TASK: Scan the lines below; pull out those with "Tailwind".

EXERCISE INPUT:
+ + + + + + +

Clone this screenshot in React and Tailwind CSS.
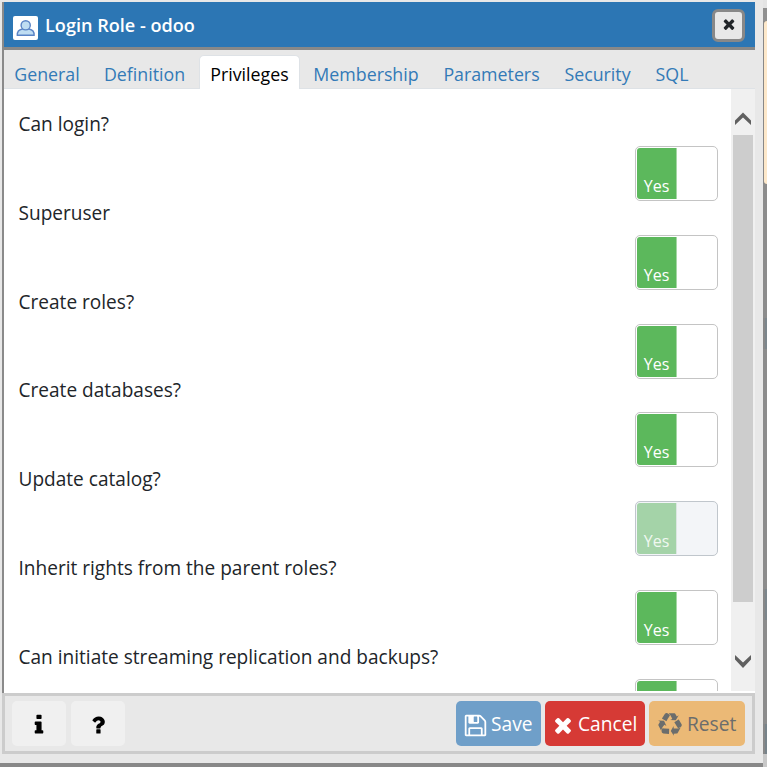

+ + + + + + +

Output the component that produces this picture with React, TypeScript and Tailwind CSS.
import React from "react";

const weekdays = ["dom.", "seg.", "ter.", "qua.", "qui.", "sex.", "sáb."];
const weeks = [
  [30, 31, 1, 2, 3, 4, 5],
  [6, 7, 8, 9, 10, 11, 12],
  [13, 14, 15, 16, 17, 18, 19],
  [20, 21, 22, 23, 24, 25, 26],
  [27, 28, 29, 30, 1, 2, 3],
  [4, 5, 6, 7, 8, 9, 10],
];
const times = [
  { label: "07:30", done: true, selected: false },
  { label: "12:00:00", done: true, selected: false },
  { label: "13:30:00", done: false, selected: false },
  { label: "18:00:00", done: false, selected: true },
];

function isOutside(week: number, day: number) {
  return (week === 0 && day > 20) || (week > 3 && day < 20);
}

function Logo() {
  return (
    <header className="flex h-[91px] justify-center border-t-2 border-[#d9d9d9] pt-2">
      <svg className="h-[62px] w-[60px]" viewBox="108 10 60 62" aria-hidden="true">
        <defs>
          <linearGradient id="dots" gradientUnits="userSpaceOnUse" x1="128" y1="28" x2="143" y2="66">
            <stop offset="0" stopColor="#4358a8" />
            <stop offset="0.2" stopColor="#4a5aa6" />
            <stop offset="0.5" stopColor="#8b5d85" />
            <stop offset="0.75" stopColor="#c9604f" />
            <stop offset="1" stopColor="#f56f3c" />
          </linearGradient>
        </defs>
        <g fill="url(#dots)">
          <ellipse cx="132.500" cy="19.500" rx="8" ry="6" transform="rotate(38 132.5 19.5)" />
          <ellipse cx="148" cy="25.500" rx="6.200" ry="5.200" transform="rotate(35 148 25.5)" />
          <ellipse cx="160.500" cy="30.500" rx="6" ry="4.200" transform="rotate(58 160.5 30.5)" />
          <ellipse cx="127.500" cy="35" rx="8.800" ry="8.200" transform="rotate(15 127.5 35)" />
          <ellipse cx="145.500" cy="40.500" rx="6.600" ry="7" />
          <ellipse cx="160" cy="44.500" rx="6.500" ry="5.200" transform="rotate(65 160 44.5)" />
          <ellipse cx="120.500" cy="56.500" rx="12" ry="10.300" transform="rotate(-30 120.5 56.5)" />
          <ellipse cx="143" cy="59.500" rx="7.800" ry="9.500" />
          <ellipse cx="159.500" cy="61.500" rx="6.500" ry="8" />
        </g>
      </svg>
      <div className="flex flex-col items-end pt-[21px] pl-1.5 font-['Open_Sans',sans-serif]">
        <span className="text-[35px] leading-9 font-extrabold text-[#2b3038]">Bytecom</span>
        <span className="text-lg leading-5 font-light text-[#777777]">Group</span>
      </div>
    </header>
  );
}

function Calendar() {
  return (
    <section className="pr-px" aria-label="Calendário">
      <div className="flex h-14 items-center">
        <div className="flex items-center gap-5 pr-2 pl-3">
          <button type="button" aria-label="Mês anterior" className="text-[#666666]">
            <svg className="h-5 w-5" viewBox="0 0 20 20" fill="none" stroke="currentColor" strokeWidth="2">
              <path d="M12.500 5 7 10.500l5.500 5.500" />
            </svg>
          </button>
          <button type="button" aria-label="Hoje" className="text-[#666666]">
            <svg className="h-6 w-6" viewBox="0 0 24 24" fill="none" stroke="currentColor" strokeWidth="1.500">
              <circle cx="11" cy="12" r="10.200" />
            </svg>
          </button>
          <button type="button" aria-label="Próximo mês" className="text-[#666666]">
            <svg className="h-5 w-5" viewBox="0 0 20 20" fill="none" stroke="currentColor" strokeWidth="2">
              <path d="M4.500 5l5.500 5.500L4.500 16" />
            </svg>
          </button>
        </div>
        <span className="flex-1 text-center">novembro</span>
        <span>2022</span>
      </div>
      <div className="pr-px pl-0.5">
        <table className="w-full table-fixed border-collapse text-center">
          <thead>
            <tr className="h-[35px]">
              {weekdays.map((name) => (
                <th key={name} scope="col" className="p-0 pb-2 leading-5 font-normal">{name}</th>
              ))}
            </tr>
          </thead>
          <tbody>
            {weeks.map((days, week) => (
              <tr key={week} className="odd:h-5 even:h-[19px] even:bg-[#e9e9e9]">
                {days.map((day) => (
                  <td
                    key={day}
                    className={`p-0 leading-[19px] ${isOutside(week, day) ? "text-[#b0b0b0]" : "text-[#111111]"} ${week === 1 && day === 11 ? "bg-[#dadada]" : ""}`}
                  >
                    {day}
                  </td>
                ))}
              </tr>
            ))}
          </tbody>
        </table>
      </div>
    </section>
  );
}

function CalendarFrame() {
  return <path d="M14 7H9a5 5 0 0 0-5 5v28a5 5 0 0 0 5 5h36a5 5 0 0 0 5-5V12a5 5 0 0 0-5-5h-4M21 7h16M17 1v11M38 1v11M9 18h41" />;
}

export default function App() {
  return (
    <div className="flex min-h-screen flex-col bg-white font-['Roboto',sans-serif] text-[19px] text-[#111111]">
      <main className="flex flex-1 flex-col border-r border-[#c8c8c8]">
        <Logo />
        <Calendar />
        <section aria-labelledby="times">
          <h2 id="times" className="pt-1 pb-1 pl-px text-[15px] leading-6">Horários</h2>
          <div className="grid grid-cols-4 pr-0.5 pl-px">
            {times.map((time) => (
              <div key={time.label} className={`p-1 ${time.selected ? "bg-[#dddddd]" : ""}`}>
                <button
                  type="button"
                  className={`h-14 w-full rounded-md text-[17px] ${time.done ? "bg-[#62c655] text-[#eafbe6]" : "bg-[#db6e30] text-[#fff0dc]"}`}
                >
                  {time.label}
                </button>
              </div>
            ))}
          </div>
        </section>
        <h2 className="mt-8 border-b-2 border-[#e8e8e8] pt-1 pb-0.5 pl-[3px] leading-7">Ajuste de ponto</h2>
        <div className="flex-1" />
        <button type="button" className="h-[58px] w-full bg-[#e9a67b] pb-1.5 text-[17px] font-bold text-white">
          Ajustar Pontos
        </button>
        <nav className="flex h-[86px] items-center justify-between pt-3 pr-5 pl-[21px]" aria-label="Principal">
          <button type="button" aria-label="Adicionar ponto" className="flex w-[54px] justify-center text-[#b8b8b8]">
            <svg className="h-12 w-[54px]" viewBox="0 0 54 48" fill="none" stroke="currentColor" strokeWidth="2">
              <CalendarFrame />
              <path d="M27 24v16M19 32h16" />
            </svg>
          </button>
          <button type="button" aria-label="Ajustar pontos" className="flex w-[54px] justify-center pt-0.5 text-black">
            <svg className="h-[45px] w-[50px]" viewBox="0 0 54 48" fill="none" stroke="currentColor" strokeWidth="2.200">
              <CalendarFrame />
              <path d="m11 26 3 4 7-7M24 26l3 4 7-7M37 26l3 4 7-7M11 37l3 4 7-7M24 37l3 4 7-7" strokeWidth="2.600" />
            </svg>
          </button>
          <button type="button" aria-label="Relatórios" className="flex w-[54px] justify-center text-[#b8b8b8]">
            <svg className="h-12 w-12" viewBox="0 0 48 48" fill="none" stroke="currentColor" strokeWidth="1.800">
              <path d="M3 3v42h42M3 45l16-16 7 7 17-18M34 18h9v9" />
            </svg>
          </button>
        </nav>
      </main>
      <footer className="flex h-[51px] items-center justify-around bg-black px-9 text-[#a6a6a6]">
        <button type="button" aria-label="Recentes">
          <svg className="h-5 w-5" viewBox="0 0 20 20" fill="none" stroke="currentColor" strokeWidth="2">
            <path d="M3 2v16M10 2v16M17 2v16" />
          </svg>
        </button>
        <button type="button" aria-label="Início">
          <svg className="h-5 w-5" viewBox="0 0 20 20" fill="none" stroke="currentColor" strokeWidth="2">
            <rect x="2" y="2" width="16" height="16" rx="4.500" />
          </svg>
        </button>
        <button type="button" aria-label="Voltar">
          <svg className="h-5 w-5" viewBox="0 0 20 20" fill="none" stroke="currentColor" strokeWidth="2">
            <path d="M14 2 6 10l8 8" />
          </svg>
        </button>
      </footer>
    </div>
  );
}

+ + + + + + +

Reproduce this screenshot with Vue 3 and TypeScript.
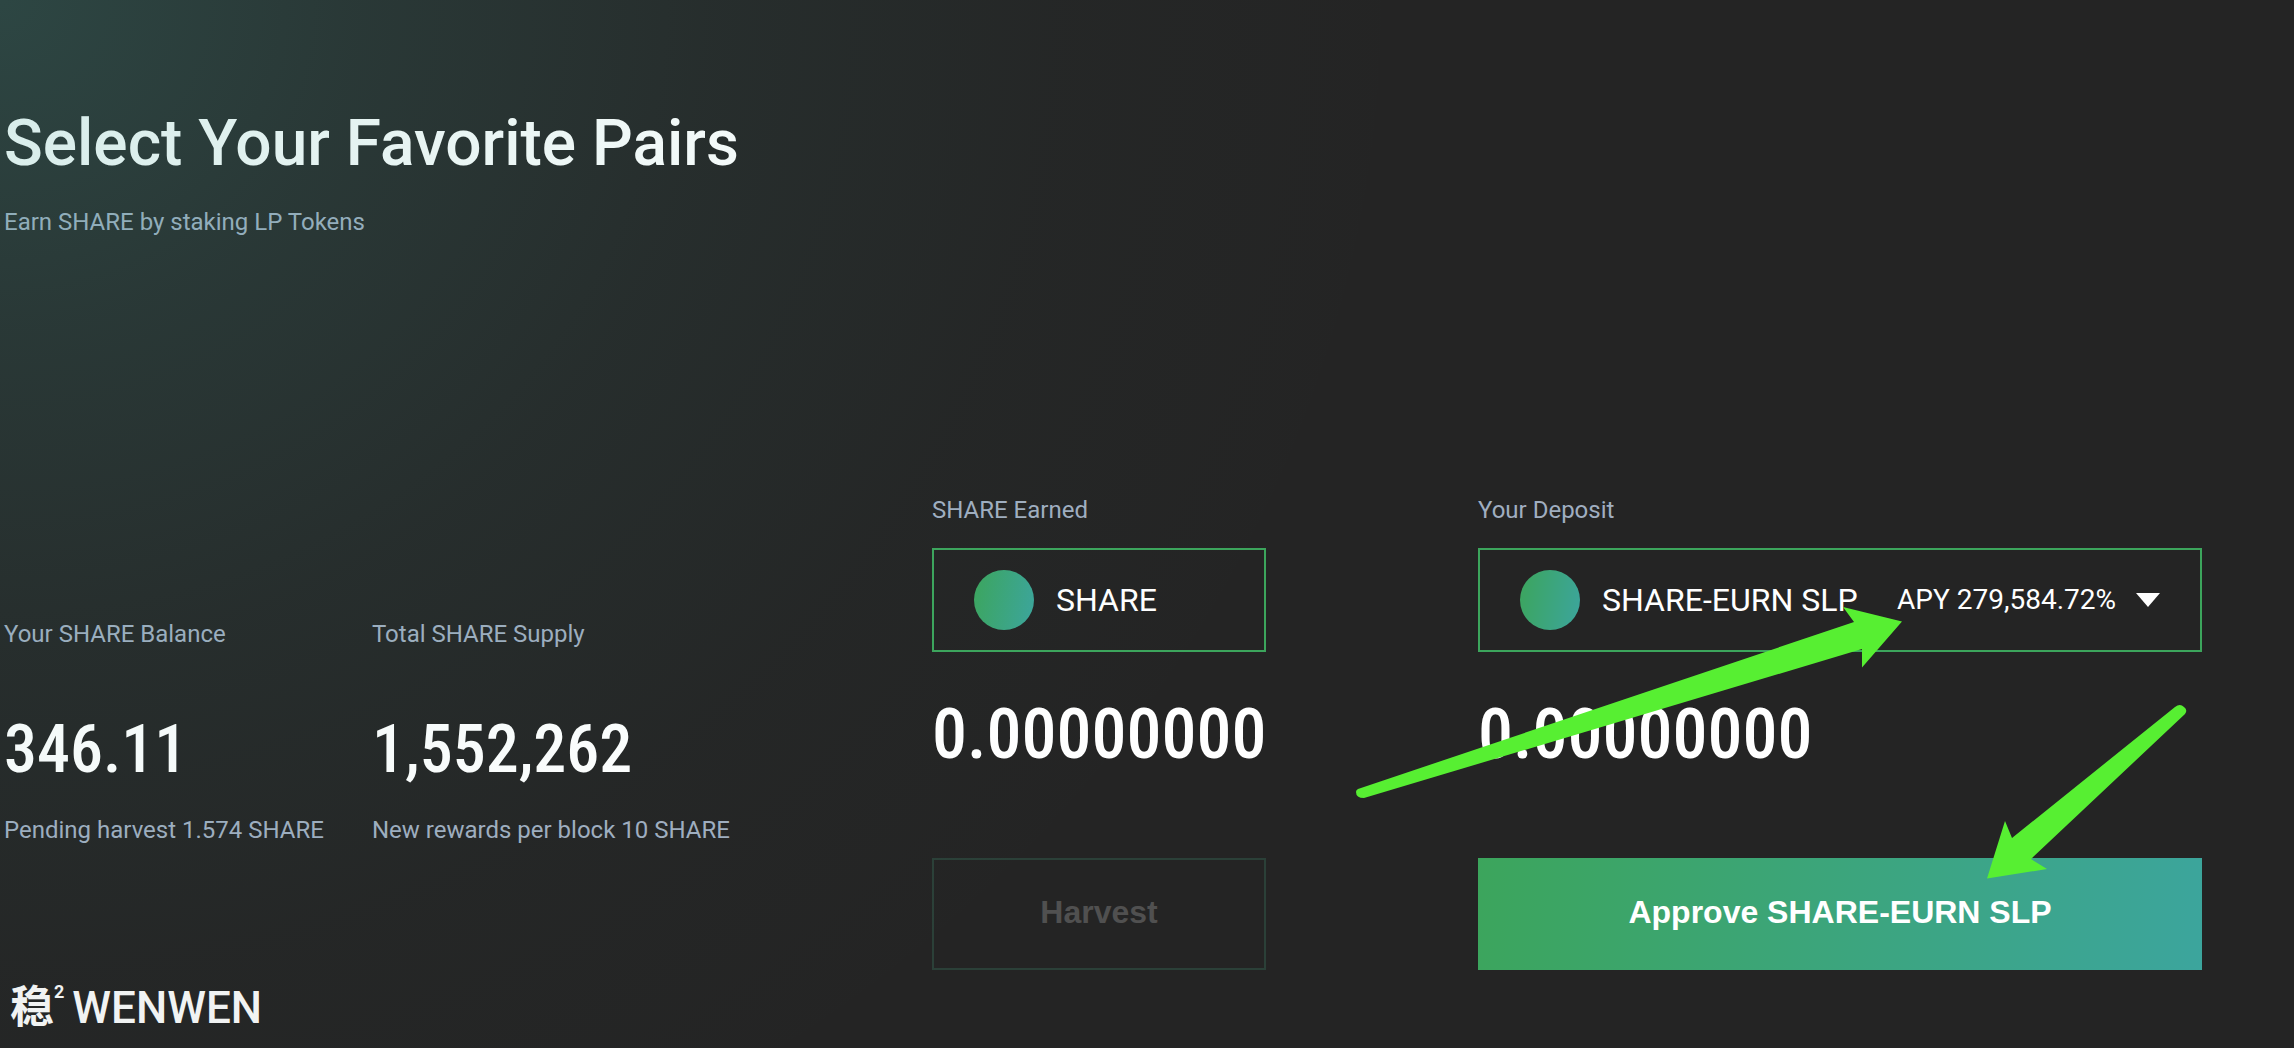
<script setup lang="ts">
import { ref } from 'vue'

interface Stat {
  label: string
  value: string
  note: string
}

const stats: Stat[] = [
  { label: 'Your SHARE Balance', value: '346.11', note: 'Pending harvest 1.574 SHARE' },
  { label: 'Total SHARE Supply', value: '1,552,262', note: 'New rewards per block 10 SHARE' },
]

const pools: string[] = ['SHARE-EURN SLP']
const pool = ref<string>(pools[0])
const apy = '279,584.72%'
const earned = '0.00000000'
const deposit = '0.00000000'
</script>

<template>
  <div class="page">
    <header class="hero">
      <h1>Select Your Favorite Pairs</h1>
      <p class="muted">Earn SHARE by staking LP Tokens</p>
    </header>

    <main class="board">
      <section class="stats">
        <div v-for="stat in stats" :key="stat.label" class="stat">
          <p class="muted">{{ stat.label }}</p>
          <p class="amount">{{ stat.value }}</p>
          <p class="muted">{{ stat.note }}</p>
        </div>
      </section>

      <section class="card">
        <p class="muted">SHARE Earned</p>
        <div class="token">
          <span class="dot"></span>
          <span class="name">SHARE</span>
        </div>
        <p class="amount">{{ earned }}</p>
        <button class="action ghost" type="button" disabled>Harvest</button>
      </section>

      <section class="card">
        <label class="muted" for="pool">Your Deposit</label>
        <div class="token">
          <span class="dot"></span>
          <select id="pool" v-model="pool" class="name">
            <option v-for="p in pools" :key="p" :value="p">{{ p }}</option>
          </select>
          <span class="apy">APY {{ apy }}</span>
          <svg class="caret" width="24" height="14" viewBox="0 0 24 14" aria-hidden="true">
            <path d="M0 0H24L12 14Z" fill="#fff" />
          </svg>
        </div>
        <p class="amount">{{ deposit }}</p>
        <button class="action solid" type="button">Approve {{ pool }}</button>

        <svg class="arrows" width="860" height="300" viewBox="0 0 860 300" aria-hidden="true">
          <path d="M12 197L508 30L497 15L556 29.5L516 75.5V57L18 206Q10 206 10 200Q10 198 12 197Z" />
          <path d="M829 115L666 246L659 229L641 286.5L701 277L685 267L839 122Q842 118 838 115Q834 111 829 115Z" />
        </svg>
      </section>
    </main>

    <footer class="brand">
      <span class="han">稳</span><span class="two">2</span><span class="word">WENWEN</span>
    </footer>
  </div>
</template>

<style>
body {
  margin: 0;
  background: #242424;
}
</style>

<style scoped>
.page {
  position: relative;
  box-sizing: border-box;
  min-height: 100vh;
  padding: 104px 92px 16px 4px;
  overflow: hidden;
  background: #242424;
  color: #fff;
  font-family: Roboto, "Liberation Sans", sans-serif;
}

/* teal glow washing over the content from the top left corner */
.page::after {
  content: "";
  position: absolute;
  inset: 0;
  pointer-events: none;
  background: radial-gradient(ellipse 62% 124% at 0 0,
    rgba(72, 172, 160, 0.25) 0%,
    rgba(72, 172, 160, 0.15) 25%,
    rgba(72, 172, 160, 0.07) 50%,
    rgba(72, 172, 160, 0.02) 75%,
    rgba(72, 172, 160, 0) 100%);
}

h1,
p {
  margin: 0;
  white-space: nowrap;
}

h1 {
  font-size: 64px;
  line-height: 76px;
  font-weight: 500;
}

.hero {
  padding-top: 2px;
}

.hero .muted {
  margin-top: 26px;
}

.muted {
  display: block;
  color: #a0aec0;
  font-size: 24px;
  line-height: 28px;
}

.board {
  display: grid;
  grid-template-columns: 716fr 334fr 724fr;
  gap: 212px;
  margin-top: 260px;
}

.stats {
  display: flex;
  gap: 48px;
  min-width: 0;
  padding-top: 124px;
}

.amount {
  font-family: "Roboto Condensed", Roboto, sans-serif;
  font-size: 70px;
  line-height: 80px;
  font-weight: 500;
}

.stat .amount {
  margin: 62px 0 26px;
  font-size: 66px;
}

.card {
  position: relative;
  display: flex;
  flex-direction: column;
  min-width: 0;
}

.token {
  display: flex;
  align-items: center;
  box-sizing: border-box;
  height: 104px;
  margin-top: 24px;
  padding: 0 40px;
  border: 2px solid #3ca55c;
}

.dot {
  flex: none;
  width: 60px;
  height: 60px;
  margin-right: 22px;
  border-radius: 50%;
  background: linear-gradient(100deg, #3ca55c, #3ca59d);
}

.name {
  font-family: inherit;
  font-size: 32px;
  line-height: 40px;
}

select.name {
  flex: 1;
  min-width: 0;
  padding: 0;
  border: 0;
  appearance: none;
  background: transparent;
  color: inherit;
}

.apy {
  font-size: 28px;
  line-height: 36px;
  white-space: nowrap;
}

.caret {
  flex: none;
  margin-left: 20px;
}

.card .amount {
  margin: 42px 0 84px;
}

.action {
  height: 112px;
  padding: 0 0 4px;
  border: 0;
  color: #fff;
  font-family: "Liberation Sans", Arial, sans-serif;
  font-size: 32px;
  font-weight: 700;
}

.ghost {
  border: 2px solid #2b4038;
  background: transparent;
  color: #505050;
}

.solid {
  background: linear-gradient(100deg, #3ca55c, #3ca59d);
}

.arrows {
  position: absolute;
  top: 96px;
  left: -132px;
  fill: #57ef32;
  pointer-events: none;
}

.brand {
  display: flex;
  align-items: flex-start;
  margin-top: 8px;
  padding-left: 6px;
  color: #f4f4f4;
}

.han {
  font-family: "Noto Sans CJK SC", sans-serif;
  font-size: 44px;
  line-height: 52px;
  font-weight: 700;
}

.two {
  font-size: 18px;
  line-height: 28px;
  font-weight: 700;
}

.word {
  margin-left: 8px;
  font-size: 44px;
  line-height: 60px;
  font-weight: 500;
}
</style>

+ + + + + + +

REPLY:
Clone this screenshot in React and Tailwind CSS.
Output the component that produces this picture with React, TypeScript and Tailwind CSS.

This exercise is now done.